Há, ainda, o artigo 149-A, que dispõe especificamente sobre o tráfico de pessoa – uma forma de trabalho escravo contemporâneo, lembra Lys Cardoso. Nesse caso, a pena é de reclusão de quatro a oito anos, além de pena de multa.

Qualquer pessoa que suspeite que alguém seja vítima de uma situação de trabalho escravo pode e deve denunciar, destaca Lys Sobral Cardoso: “É uma responsabilidade social, uma responsabilidade de todos e todas.”

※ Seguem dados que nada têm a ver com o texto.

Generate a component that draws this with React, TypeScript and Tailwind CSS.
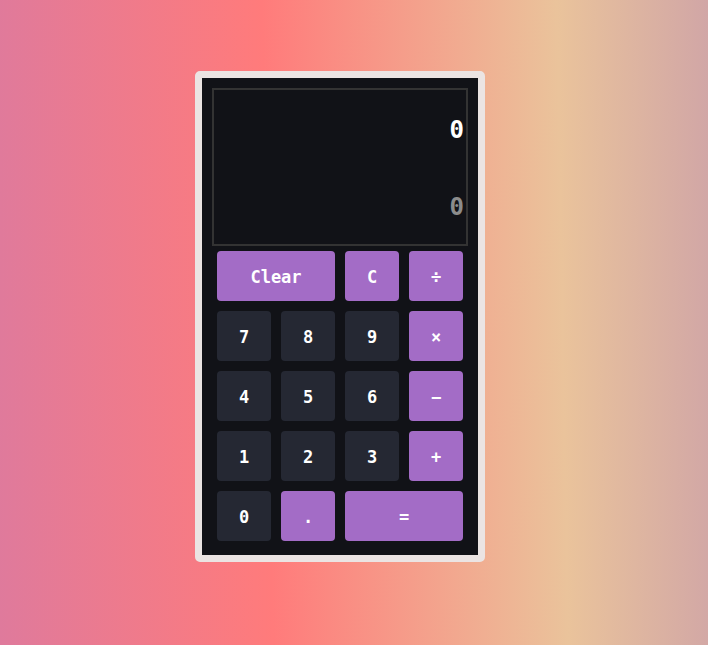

É possível identificar um caso de trabalho análogo à escravidão a partir de quatro critérios: trabalho forçado (indivíduo submetido a exploração, sem poder deixar o local por conta de dívidas ou ameaças); jornada exaustiva (horas diárias ou dias por semana desgastantes, que põem em risco a saúde do trabalhador ou trabalhadora); servidão por dívida (trabalho para pagar dívidas ilegais que "prendem" o trabalhador à atividade); condições degradantes (elementos que indicam a precariedade do trabalho: alojamento insalubre, alimentação de baixa qualidade, maus-tratos, ausência de assistência médica, saneamento básico e água potável).

“Ele (trabalho escravo) é configurado quando as situações de violação trabalhista são extremas a ponto de realmente retirar do trabalhador da trabalhadora a dignidade no trabalho”, resume Cardoso.

A denúncia de um caso de trabalho escravo pode ser realizada pelo Disque 100, bem como pelos portais das procuradorias do trabalho no país.

A notificação do Ministério Público do Trabalho também pode ser feita pelo MPT Pardal, aplicativo disponível nos sistemas Android e iOS. A Detrae, divisão do governo federal, recebe denúncias por meio deste link.

“Então, se alguém percebe que a aquela pessoa que está trabalhando está em sofrimento e numa situação em que não está tendo respeitada sua dignidade no trabalho, e levando em consideração alguns desses elementos, pode denunciar”, conclui a procuradora.